Here’s what tenants pay at CIM & QSuper’s 1440 Broadway

WeWork accounts for nearly half building’s rent roll; several major tenants looking to sublease

New York /
Mar.March 04, 2021 08:00 AM
1440 Broadway and CIM Group’s Shaul Kuba (Photos via CBRE and Getty)

1440 Broadway and CIM Group’s Shaul Kuba (Photos via CBRE and Getty)

Just south of Times Square, the 740,000-square-foot office building at 1440 Broadway was one of the last properties to be sold off as part of New York REIT’s liquidation.

In 2017, the property was sold for $520 million to CIM Group, which manages the building, and Australian pension fund QSuper, which has a majority stake. The 25-story building’s occupancy was just 50 percent at the time of the sale, and has since risen to 93 percent — but there’s still work to be done.

DBRS Morningstar analysts noted “several concerns about the current tenancy” in a recent report. WeWork, the largest tenant, has faced financial difficulties since before the pandemic, while several other tenants have put their spaces up for sublease.

Last month, CIM lined up a three-year, $399 million CMBS refinancing for the building, as it plans to lease up vacant space, release dark space, and complete capital upgrades. Documents associated with the securitization provide an inside look at the property’s finances.

As of December, the building was leased to seven major tenants — WeWork and Macy’s are the largest — and two small retailers. The average annual base rent is $64 per square foot, which is 16 percent below market, according to an appraisal cited by DBRS.

The office tenant with the priciest rent, at $73 per square foot, is WeWork. The co-working firm’s lease commenced in 2019 and accounts for nearly half of the building’s rent roll. WeWork leases its space to enterprise tenants — companies of at least 1,000 employees — which currently include “two publicly traded Fortune 500 companies.”

The second largest tenant, Macy’s, has been at the property since 1983 and now uses it as its online sales operations headquarters. Amid pandemic-related challenges, the retailer is marketing the space for sublease, and recently elected to prepay nearly $33 million in lease obligations, covering rent through expiry in 2024. However, the prepaid rent will have to be given back in the event that Macy’s declares bankruptcy and a court terminates the lease.

The third largest tenant, fashion design house Kate Spade, has subleased its two floors to other tenants. The fourth, venture capital firm Mizuho Capital, has gone dark and is also marketing its space for sublease.

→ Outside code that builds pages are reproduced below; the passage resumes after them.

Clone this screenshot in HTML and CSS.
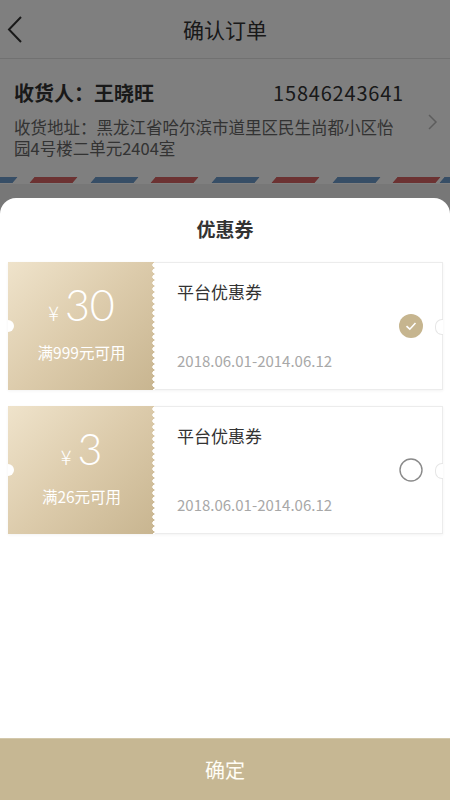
FILE: index.html
```html
<!DOCTYPE html>
<html lang="zh-CN">
<head>
    <meta charset="UTF-8">
    <meta name="viewport" content="width=device-width, initial-scale=1.0">
    <title>确认订单 - 优惠券</title>
    <link rel="stylesheet" href="styles.css">
</head>
<body>

    <div class="page">
        <header class="topbar">
            <span class="back">
                <svg width="24" height="30" viewBox="0 0 24 30"><polyline points="14,2 2,14.5 14,27" fill="none" stroke="#333" stroke-width="2"/></svg>
            </span>
            <h1>确认订单</h1>
        </header>

        <section class="address">
            <div class="addr-main">
                <div class="addr-row">
                    <span class="name">收货人：王晓旺</span>
                    <span class="phone">15846243641</span>
                </div>
                <p class="addr-text">收货地址：黑龙江省哈尔滨市道里区民生尚都小区怡园4号楼二单元2404室</p>
            </div>
            <svg class="more" width="10" height="16" viewBox="0 0 10 16"><polyline points="1,1 8,8 1,15" fill="none" stroke="#bbb" stroke-width="1.5"/></svg>
        </section>
        <div class="stripes"><div class="stripes-inner"></div></div>
    </div>

    <div class="mask"></div>

    <div class="sheet">
        <h2>优惠券</h2>
        <ul class="coupons">
            <li class="coupon">
                <div class="coupon-left">
                    <div class="amount"><span class="yen">¥</span>30</div>
                    <div class="cond">满999元可用</div>
                </div>
                <div class="coupon-right">
                    <div class="info">
                        <div class="title">平台优惠券</div>
                        <div class="date">2018.06.01-2014.06.12</div>
                    </div>
                    <span class="check on">
                        <svg width="24" height="24" viewBox="0 0 24 24"><circle cx="12" cy="12" r="12" fill="#c6b58f"/><polyline points="7.5,12.2 10.8,15.2 16.5,9" fill="none" stroke="#fff" stroke-width="1.6"/></svg>
                    </span>
                </div>
            </li>
            <li class="coupon">
                <div class="coupon-left">
                    <div class="amount"><span class="yen">¥</span>3</div>
                    <div class="cond">满26元可用</div>
                </div>
                <div class="coupon-right">
                    <div class="info">
                        <div class="title">平台优惠券</div>
                        <div class="date">2018.06.01-2014.06.12</div>
                    </div>
                    <span class="check">
                        <svg width="24" height="24" viewBox="0 0 24 24"><circle cx="12" cy="12" r="11" fill="none" stroke="#8a8a8a" stroke-width="1.4"/></svg>
                    </span>
                </div>
            </li>
        </ul>
        <button class="confirm">确定</button>
    </div>

</body>
</html>
```

FILE: styles.css
```css
* { margin: 0; padding: 0; box-sizing: border-box; }
body {
    width: 450px; height: 800px; overflow: hidden; background: #eee;
    font-family: "Noto Sans CJK SC", "Noto Sans", sans-serif; color: #333;
}

/* page behind the sheet */
.page { background: #eee; height: 800px; }
.topbar {
    height: 59px; background: #fff; border-bottom: 1px solid #e2e2e2;
    display: flex; align-items: center; justify-content: center; position: relative;
}
.topbar h1 { font-size: 21px; font-weight: normal; color: #333; }
.back { position: absolute; left: 7px; top: 15px; }

.address { background: #fff; display: flex; align-items: center; padding: 19px 12px 17px 14px; }
.addr-main { flex: 1; min-width: 0; }
.addr-row { display: flex; justify-content: space-between; align-items: center; height: 28px; }
.name { font-size: 20px; font-weight: bold; }
.phone { font-size: 20px; letter-spacing: 0.8px; }
.addr-text { font-size: 16.5px; line-height: 21px; color: #666; margin-top: 11px; max-width: 388px; word-break: break-all; }
.more { flex-shrink: 0; margin-left: 24px; margin-top: 6px; }

.stripes { background: #fff; height: 8px; padding-top: 1px; overflow: hidden; }
.stripes-inner {
    height: 6px; margin: 0 -10px;
    background: repeating-linear-gradient(90deg, #6f9ccc 0 43px, transparent 43px 60.5px, #d86565 60.5px 103.5px, transparent 103.5px 121px);
    background-position: -18px 0;
    transform: skewX(-40deg);
}

.mask { position: fixed; top: 0; left: 0; right: 0; bottom: 0; background: rgba(0, 0, 0, 0.5); }

/* coupon sheet */
.sheet {
    position: fixed; top: 198px; left: 0; right: 0; bottom: 0;
    background: #fff; border-radius: 16px 16px 0 0;
    display: flex; flex-direction: column;
}
.sheet h2 { font-size: 19px; font-weight: bold; line-height: 22px; text-align: center; padding-top: 20px; color: #333; }

.coupons { list-style: none; flex: 1; padding: 22px 7px 0 8px; display: flex; flex-direction: column; gap: 16px; }
.coupon { display: flex; height: 128px; box-shadow: 0 1px 3px rgba(0, 0, 0, 0.05); }

.coupon-left {
    width: 147px; position: relative; color: #fff; text-align: center;
    background: linear-gradient(135deg, #efe3cb 0%, #dccbab 50%, #c8b590 100%);
    padding-top: 20px;
}
.coupon-left::before {
    content: ""; position: absolute; left: 0; top: 50%; margin-top: -6px;
    width: 6px; height: 12px; border-radius: 0 6px 6px 0; background: #fff;
}
.coupon-left::after {
    content: ""; position: absolute; right: -3px; top: 0; bottom: 0; width: 6px;
    background: radial-gradient(circle at 3px 3px, #fff 2.4px, transparent 2.9px) 0 0 / 6px 6px repeat-y;
}
.amount { font-family: Lato, "Liberation Sans", sans-serif; font-weight: 300; font-size: 43px; line-height: 46px; }
.yen { font-family: "Noto Sans CJK SC", sans-serif; font-size: 20px; margin-right: 6px; }
.cond { font-size: 15.5px; line-height: 20px; margin-top: 6px; }

.coupon-right {
    flex: 1; display: flex; align-items: center; position: relative;
    border: 1px solid #ececec; border-left: none; padding: 17px 19px 18px 22px;
}
.coupon-right::after {
    content: ""; position: absolute; right: -1px; top: 50%; margin-top: -7px;
    width: 7px; height: 14px; border: 1px solid #e6e6e6; border-right: none;
    border-radius: 7px 0 0 7px; background: #fff;
}
.info { flex: 1; height: 100%; display: flex; flex-direction: column; justify-content: space-between; }
.title { font-size: 17px; line-height: 24px; color: #333; }
.date { font-size: 15px; line-height: 20px; color: #a8a8a8; }
.check { display: flex; }

.confirm {
    height: 62px; border: none; border-top: 1px solid #d3c8ab; background: #c6b793;
    color: #fffdf6; font-size: 20px; font-family: "Noto Sans CJK SC", sans-serif;
}
```
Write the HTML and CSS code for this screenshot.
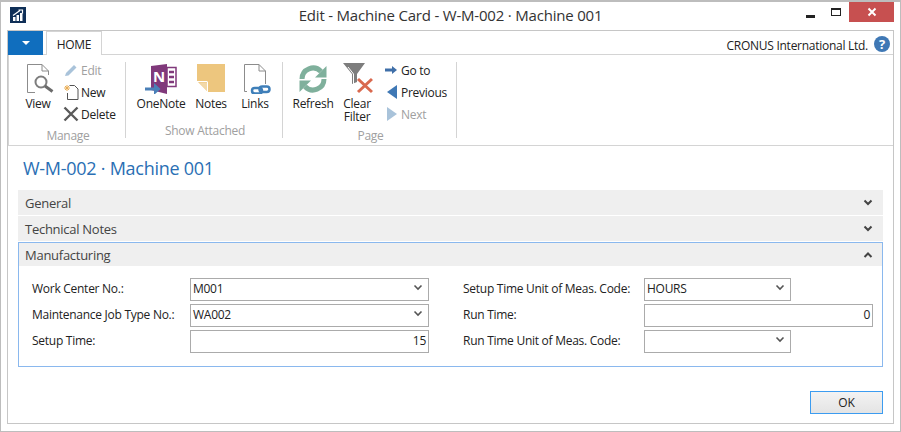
FILE: index.html
```html
<!DOCTYPE html>
<html lang="en">
  <head>
    <meta charset="UTF-8" />
    <title>Edit - Machine Card - W-M-002 · Machine 001</title>
    <link rel="stylesheet" href="styles.css">
  </head>
  <body>
    <div class="window">
      <div class="titlebar">
        <svg class="app-logo" width="16" height="16" viewBox="0 0 16 16">
          <rect width="16" height="16" fill="#0f2f57"/>
          <path d="M3 10h2.500v4H3zM6.500 8H9v6H6.500zM10 6h2.500v8H10z" fill="#fff"/>
          <path d="M3 8.500 10 3.500M8.500 3H12.500V6.500" fill="none" stroke="#fff" stroke-width="1.200"/>
        </svg>
        <div class="window-title">Edit - Machine Card - W-M-002 · Machine 001</div>
        <div class="window-controls">
          <div class="control"><span class="min-glyph"></span></div>
          <div class="control"><span class="max-glyph"></span></div>
          <div class="control close">
            <svg width="10" height="10" viewBox="0 0 10 10"><path d="M1.500 1.500 8.500 8.500M8.500 1.500 1.500 8.500" stroke="#fff" stroke-width="2"/></svg>
          </div>
        </div>
      </div>

      <div class="frame">
        <div class="tabs">
          <div class="file-tab"><span class="file-arrow"></span></div>
          <div class="tab">HOME</div>
          <div class="company">CRONUS International Ltd.</div>
          <div class="help">?</div>
        </div>

        <div class="ribbon">
          <div class="group group-manage">
            <div class="group-items">
              <div class="large view-btn">
                <svg width="32" height="32" viewBox="0 0 32 32">
                  <path d="M5.500 2.500H20L26.500 9V13M20 2.500V9H26.500M5.500 2.500V30.500H13" fill="none" stroke="#8c8c8c" stroke-width="1"/>
                  <circle cx="19" cy="20" r="5.500" fill="#fff" stroke="#7d7d7d" stroke-width="2"/>
                  <path d="M23 24 30.500 29.500" stroke="#6b6b6b" stroke-width="3"/>
                </svg>
                <span>View</span>
              </div>
              <div class="small-col">
                <div class="small disabled">
                  <svg width="16" height="16" viewBox="0 0 16 16"><path d="M3 11 11 3l2.500 2.500-8 8L2 14z" fill="#a9c3da"/></svg>
                  <span>Edit</span>
                </div>
                <div class="small">
                  <svg width="16" height="16" viewBox="0 0 16 16">
                    <path d="M6.500 1.500H11.500L15 5V15.500H4.500V9" fill="#fff" stroke="#555"/>
                    <path d="M4 1V7M1 4H7M2 2 6 6M6 2 2 6" stroke="#e9ad55"/>
                  </svg>
                  <span>New</span>
                </div>
                <div class="small">
                  <svg width="16" height="16" viewBox="0 0 16 16"><path d="M1.500 1.500 14.500 14.500M14.500 1.500 1.500 14.500" stroke="#5a5a5a" stroke-width="2.400"/></svg>
                  <span>Delete</span>
                </div>
              </div>
            </div>
            <div class="group-label">Manage</div>
          </div>

          <div class="group group-attached">
            <div class="group-items">
              <div class="large onenote-btn">
                <svg width="32" height="32" viewBox="0 0 32 32">
                  <path d="M22 5.500h9v19h-9z" fill="#fff" stroke="#80397b" stroke-width="1.500"/>
                  <path d="M24 10h5M24 15h5M24 20h5" stroke="#80397b" stroke-width="2.500"/>
                  <path d="M6 4 22 2V32L6 28z" fill="#80397b"/>
                  <text x="8" y="20" class="onenote-n">N</text>
                  <path d="M0 27H10" stroke="#4a80b8" stroke-width="3"/>
                  <path d="M9 21 15.500 27 9 33z" fill="#4a80b8"/>
                </svg>
                <span>OneNote</span>
              </div>
              <div class="large notes-btn">
                <svg width="32" height="32" viewBox="0 0 32 32">
                  <path d="M2 2H30V30H13L2 19z" fill="#edc67e"/>
                  <path d="M4 20.500H12V29z" fill="#f3d9a8"/>
                  <path d="M12.500 20V30M2 19.500H12.500" stroke="#fff" stroke-width="1"/>
                </svg>
                <span>Notes</span>
              </div>
              <div class="large links-btn">
                <svg width="32" height="32" viewBox="0 0 32 32">
                  <path d="M8 29.500H5.500V2.500H20L26.500 9V22M20 2.500V9H26.500" fill="none" stroke="#8c8c8c"/>
                  <rect x="13" y="26" width="10" height="5.500" rx="2.700" fill="none" stroke="#3f7fb9" stroke-width="2.500"/>
                  <rect x="20.500" y="24.500" width="10" height="5.500" rx="2.700" fill="none" stroke="#3f7fb9" stroke-width="2.500"/>
                </svg>
                <span>Links</span>
              </div>
            </div>
            <div class="group-label">Show Attached</div>
          </div>

          <div class="group group-page">
            <div class="group-items">
              <div class="large refresh-btn">
                <svg width="32" height="32" viewBox="0 0 32 32">
                  <path d="M5 17A11 11 0 0 1 24 9.500" fill="none" stroke="#7fb09c" stroke-width="5"/>
                  <path d="M29.500 4V15.500H18z" fill="#7fb09c"/>
                  <g transform="rotate(180 16 17)">
                    <path d="M5 17A11 11 0 0 1 24 9.500" fill="none" stroke="#7fb09c" stroke-width="5"/>
                    <path d="M29.500 4V15.500H18z" fill="#7fb09c"/>
                  </g>
                </svg>
                <span>Refresh</span>
              </div>
              <div class="large clear-btn">
                <svg width="32" height="32" viewBox="0 0 32 32">
                  <path d="M2 1H24L16 12V20L11 22V12z" fill="#7d7d7d"/>
                  <path d="M7 5 12.500 12V22" fill="none" stroke="#fff" stroke-width="1"/>
                  <path d="M17 17 31 30M31 17 17 30" stroke="#d9694f" stroke-width="3"/>
                </svg>
                <span>Clear<br>Filter</span>
              </div>
              <div class="small-col">
                <div class="small">
                  <svg width="16" height="16" viewBox="0 0 16 16"><path d="M2 8H10" stroke="#3f6fa8" stroke-width="3"/><path d="M9 4 14 8 9 12z" fill="#3f6fa8"/></svg>
                  <span>Go to</span>
                </div>
                <div class="small">
                  <svg width="16" height="16" viewBox="0 0 16 16"><path d="M14 1V15L4 8z" fill="#3f78b5"/></svg>
                  <span>Previous</span>
                </div>
                <div class="small disabled">
                  <svg width="16" height="16" viewBox="0 0 16 16"><path d="M4 1V15L14 8z" fill="#a9c3da"/></svg>
                  <span>Next</span>
                </div>
              </div>
            </div>
            <div class="group-label">Page</div>
          </div>
        </div>

        <div class="content">
          <h1 class="page-title">W-M-002 · Machine 001</h1>

          <div class="section-bar">
            <span>General</span>
            <svg class="chevron" width="10" height="8" viewBox="0 0 10 8"><path d="M1.500 1.500 5 5 8.500 1.500" fill="none" stroke="#444" stroke-width="2"/></svg>
          </div>
          <div class="section-bar">
            <span>Technical Notes</span>
            <svg class="chevron" width="10" height="8" viewBox="0 0 10 8"><path d="M1.500 1.500 5 5 8.500 1.500" fill="none" stroke="#444" stroke-width="2"/></svg>
          </div>

          <div class="section-open">
            <div class="section-bar section-head">
              <span>Manufacturing</span>
              <svg class="chevron" width="10" height="8" viewBox="0 0 10 8"><path d="M1.500 6 5 2.500 8.500 6" fill="none" stroke="#444" stroke-width="2"/></svg>
            </div>
            <div class="fields">
              <div class="field-col left-col">
                <div class="field">
                  <label>Work Center No.:</label>
                  <div class="input wide"><span>M001</span><svg width="10" height="8" viewBox="0 0 10 8"><path d="M1.500 1.500 5 5 8.500 1.500" fill="none" stroke="#555" stroke-width="1.600"/></svg></div>
                </div>
                <div class="field">
                  <label>Maintenance Job Type No.:</label>
                  <div class="input wide"><span>WA002</span><svg width="10" height="8" viewBox="0 0 10 8"><path d="M1.500 1.500 5 5 8.500 1.500" fill="none" stroke="#555" stroke-width="1.600"/></svg></div>
                </div>
                <div class="field">
                  <label>Setup Time:</label>
                  <div class="input wide number">15</div>
                </div>
              </div>
              <div class="field-col right-col">
                <div class="field">
                  <label>Setup Time Unit of Meas. Code:</label>
                  <div class="input short"><span>HOURS</span><svg width="10" height="8" viewBox="0 0 10 8"><path d="M1.500 1.500 5 5 8.500 1.500" fill="none" stroke="#555" stroke-width="1.600"/></svg></div>
                </div>
                <div class="field">
                  <label>Run Time:</label>
                  <div class="input long number">0</div>
                </div>
                <div class="field">
                  <label>Run Time Unit of Meas. Code:</label>
                  <div class="input short"><span></span><svg width="10" height="8" viewBox="0 0 10 8"><path d="M1.500 1.500 5 5 8.500 1.500" fill="none" stroke="#555" stroke-width="1.600"/></svg></div>
                </div>
              </div>
            </div>
          </div>

          <div class="footer">
            <button class="ok-btn" type="button">OK</button>
          </div>
        </div>
      </div>
    </div>
  </body>
</html>
```

FILE: styles.css
```css
* {
  box-sizing: border-box;
}

html,
body {
  margin: 0;
  height: 100%;
  overflow: hidden;
}

body {
  background-color: #fff;
  color: #222;
  font-family: "Open Sans", "Noto Sans", sans-serif;
  font-size: 12px;
  letter-spacing: -0.27px;
}

.window {
  display: flex;
  flex-direction: column;
  width: 901px;
  height: 432px;
  padding: 0 6px 7px 6px;
  border: 1px solid #bdbdbd;
  border-top-width: 2px;
}

/* title bar */
.titlebar {
  display: grid;
  grid-template-columns: 1fr auto 1fr;
  align-items: center;
  height: 28px;
  flex-shrink: 0;
}

.app-logo {
  margin: -3px 0 0 3px;
}

.window-title {
  font-size: 15px;
  letter-spacing: -0.2px;
  margin-top: -3px;
  color: #333;
}

.window-controls {
  display: flex;
  align-self: start;
  justify-self: end;
}

.control {
  display: flex;
  align-items: center;
  justify-content: center;
  width: 26px;
  height: 20px;
}

.control.close {
  width: 45px;
  background-color: #c75050;
}

.min-glyph {
  width: 9px;
  height: 3px;
  margin-top: 8px;
  background-color: #222;
}

.max-glyph {
  width: 10px;
  height: 8px;
  border: 1px solid #222;
  border-top-width: 2px;
}

/* frame + ribbon */
.frame {
  flex: 1;
  display: flex;
  flex-direction: column;
  border: 1px solid #c6c6c6;
  min-height: 0;
}

.tabs {
  display: flex;
  align-items: flex-end;
  height: 24px;
  flex-shrink: 0;
  border-bottom: 1px solid #d4d4d4;
}

.file-tab {
  display: flex;
  align-items: center;
  justify-content: center;
  width: 35px;
  height: 24px;
  margin-bottom: -1px;
  background-color: #106ebe;
}

.file-arrow {
  width: 0;
  height: 0;
  border-left: 4px solid transparent;
  border-right: 4px solid transparent;
  border-top: 4px solid #fff;
}

.tab {
  display: flex;
  align-items: center;
  justify-content: center;
  width: 56px;
  height: 24px;
  margin: 0 0 -1px 3px;
  padding-top: 2px;
  background-color: #fff;
  border: 1px solid #d4d4d4;
  border-bottom: none;
}

.company {
  margin-left: auto;
  padding-bottom: 0;
}

.help {
  display: flex;
  align-items: center;
  justify-content: center;
  width: 16px;
  height: 16px;
  margin: 0 3px 2px 6px;
  border-radius: 50%;
  background-color: #3f78b5;
  color: #fff;
  font-size: 13px;
  font-weight: 700;
}

.ribbon {
  display: flex;
  height: 91px;
  flex-shrink: 0;
  border-bottom: 1px solid #d4d4d4;
  border-left: 1px solid #d4d4d4;
}

.group {
  display: flex;
  flex-direction: column;
  margin: 7px 0;
  border-right: 1px solid #d4d4d4;
}

.group-manage {
  width: 117px;
  padding-left: 14px;
}

.group-attached {
  width: 157px;
  padding-left: 10px;
}

.group-page {
  width: 174px;
  padding-left: 10px;
}

.group-items {
  display: flex;
  flex: 1;
}

.group-label {
  height: 16px;
  margin-top: 2px;
  padding-left: 2px;
  text-align: center;
  color: #a0a0a0;
}

.group-manage .group-label {
  margin-left: -14px;
}

.group-attached .group-label,
.group-page .group-label {
  margin-left: -10px;
}

.large {
  display: flex;
  flex-direction: column;
  align-items: center;
  line-height: 13px;
  text-align: center;
}

.large svg {
  display: block;
  flex-shrink: 0;
  margin-bottom: 3px;
}

.view-btn {
  width: 30px;
}

.onenote-btn {
  width: 50px;
}

.notes-btn {
  width: 34px;
  margin-left: 8px;
}

.links-btn {
  width: 32px;
  margin-left: 11px;
}

.refresh-btn {
  width: 40px;
}

.clear-btn {
  width: 32px;
  margin-left: 8px;
}

.small-col {
  display: flex;
  flex-direction: column;
  margin: -3px 0 0 10px;
}

.small {
  display: flex;
  align-items: center;
  gap: 2px;
  height: 22px;
}

.small.disabled {
  color: #a0a0a0;
}

.onenote-n {
  fill: #fff;
  font-family: "Open Sans", sans-serif;
  font-size: 15px;
  font-weight: 700;
}

/* page body */
.content {
  flex: 1;
  display: flex;
  flex-direction: column;
  padding: 0 10px;
  min-height: 0;
}

.page-title {
  margin: 10px 0 10px 5px;
  height: 24px;
  font-size: 18px;
  font-weight: 400;
  line-height: 24px;
  color: #2a6fb4;
}

.section-bar {
  display: flex;
  align-items: center;
  justify-content: space-between;
  height: 25px;
  margin-bottom: 1px;
  padding: 0 10px 0 7px;
  background-color: #efefef;
  font-size: 13px;
  color: #444;
}

.section-open {
  height: 125px;
  border: 1px solid #8ab8ee;
}

.section-head {
  height: 23px;
  margin: 0;
  padding: 0 9px 0 6px;
}

.fields {
  display: flex;
  padding-top: 12px;
}

.field-col {
  display: flex;
  flex-direction: column;
  gap: 4px;
}

.left-col {
  width: 444px;
  padding-left: 13px;
}

.field {
  display: flex;
  align-items: center;
  height: 22px;
}

.field label {
  padding-bottom: 2px;
}

.left-col label {
  width: 158px;
}

.right-col label {
  width: 181px;
}

.input {
  display: flex;
  align-items: center;
  justify-content: space-between;
  height: 23px;
  padding: 0 5px 2px 2px;
  border: 1px solid #ababab;
  background-color: #fff;
  color: #222;
}

.input.wide {
  width: 239px;
}

.input.short {
  width: 147px;
}

.input.long {
  width: 229px;
}

.input.number {
  justify-content: flex-end;
  padding-right: 2px;
}

.footer {
  display: flex;
  justify-content: flex-end;
  padding-top: 24px;
}

.ok-btn {
  width: 73px;
  height: 23px;
  padding-top: 1px;
  border: 1px solid #3c9cf0;
  background: linear-gradient(#f3f3f3, #e4e4e4);
  color: #222;
  font-family: inherit;
  font-size: 12px;
}
```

CVS anchors the retail component of the building, paying an average of $174 per square foot for space on the first and second floors. The smaller retail tenants, a coffee shop and a Mexican restaurant, were closed and not paying rent as of February.

Apart from the two small retailers, all tenants at the building have remained current on their rent obligations amid the pandemic. One office tenant, marketing firm InnerWorkings, requested rent relief but was denied.

The new debt replaces $360 million in acquisition financing Deutsche Bank provided in 2017. It includes $30 million in upfront reserves, most of which is to be used on leasing costs, according to DBRS. Additionally, the landlord is required to contribute another $20 million in equity, also primarily for leasing costs.